Okay, leaving aside the idea of a Pokémon-based sleep app, is anyone else reaching their Pokémon saturation point? I grew up in the nineties, and was seven when the first wave of pocket monster fever hit American school children. I was part of the first generation passing around a paper Pokédex during lunch break and connecting GameBoy link cables to each other’s handhelds, the time when you couldn’t escape Pokémon even if you wanted to. My point is, this might be a little too much Pokémon even for me.

And let’s not forget just how weird Pokémon Sleep is. As charmed as I am by the idea that my snoozes will somehow result in in-game rewards, I’m not sure how I feel about The Pokémon Company’s sudden, startling resemblance to Fitbit. What’s next, a Pokémon Eat nutrition app? A Pokémon Drink water monitor? If we end up with a Pokémon-branded period tracker, I reserve the right to say I called it.

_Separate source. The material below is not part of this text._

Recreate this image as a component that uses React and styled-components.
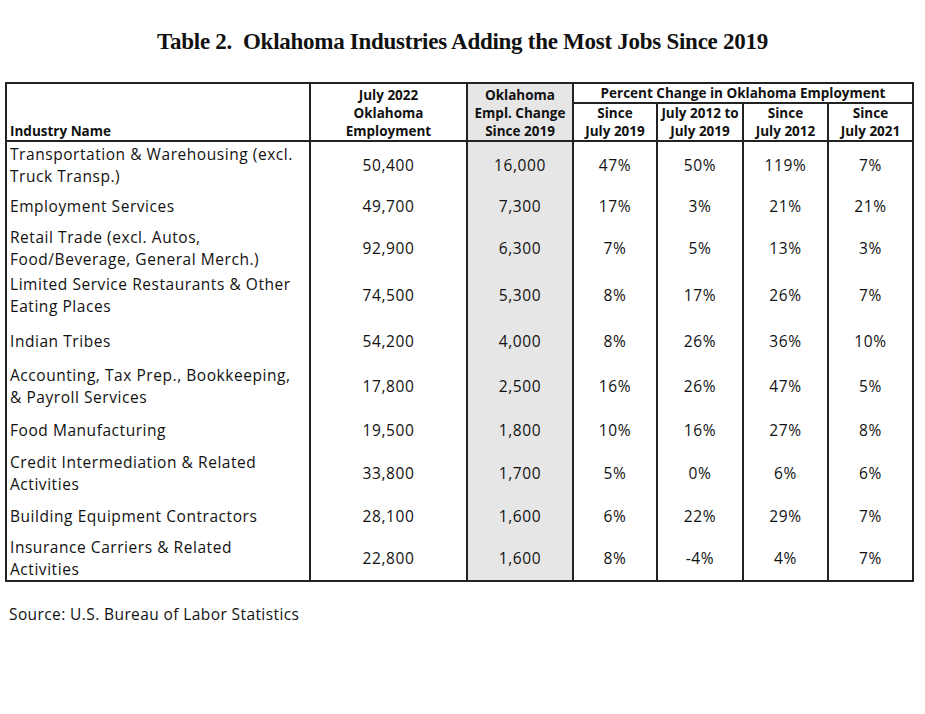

No one’s saying what exactly will happen while you sleep — we’re presumably going to be fed that info closer to the app’s launch, and I’m pretty sure the primary purpose of announcing it now is to sell us on the Plus Plus. But I’m hoping I’ll wake up, open the app, and be shown an AR view of my bed that makes it look like a bunch of cute Flareon are curled up on the covers next to me.